**WRITTEN INSTRUCTION**. Only the lines from the top of the listing below to the line that has "underline decoration-1 underline-offset-[3px]" should be echoed, with both ends kept and pictures left out.

── DATASET CONTENT

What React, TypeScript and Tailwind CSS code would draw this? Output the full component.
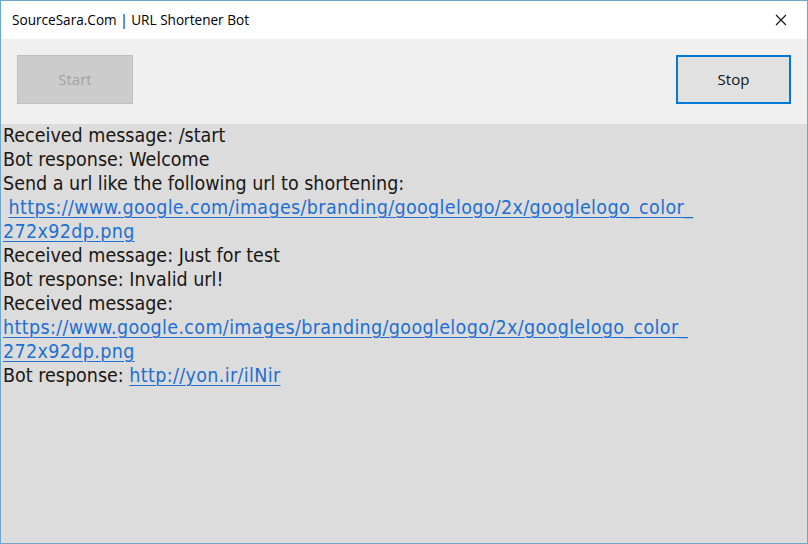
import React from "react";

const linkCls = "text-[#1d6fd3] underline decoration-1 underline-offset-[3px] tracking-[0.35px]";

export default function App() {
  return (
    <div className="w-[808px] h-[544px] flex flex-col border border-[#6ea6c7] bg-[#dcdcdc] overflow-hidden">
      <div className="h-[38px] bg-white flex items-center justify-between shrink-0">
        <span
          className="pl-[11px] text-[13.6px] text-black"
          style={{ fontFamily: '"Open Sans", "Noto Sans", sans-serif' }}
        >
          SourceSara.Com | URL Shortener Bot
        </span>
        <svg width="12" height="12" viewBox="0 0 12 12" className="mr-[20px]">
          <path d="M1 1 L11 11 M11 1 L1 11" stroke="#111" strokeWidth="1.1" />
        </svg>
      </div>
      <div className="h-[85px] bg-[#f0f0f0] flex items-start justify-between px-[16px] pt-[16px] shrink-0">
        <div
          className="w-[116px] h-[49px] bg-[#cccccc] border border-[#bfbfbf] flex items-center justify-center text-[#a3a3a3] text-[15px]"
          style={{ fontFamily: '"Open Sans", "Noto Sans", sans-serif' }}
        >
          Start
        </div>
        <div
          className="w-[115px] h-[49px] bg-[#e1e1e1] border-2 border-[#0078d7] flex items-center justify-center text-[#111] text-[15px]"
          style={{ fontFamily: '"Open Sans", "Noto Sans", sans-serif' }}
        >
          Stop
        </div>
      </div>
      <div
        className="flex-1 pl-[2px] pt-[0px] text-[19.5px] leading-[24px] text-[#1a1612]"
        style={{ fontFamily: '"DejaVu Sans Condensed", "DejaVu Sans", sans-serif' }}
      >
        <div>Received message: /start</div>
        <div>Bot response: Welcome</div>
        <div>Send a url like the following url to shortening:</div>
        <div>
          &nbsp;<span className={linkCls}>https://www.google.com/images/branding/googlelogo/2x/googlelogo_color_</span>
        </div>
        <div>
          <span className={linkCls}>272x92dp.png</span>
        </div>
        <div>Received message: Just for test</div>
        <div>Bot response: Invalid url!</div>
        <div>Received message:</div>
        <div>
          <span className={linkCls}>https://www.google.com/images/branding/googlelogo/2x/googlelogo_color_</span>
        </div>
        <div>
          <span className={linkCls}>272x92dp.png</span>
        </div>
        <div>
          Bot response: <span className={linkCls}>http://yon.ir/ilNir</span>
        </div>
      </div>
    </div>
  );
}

────

**RESPONSE TO THIS TASK**.
What React, TypeScript and Tailwind CSS code would draw this? Output the full component.
import React from "react";

const linkCls = "text-[#1d6fd3] underline decoration-1 underline-offset-[3px] tracking-[0.35px]";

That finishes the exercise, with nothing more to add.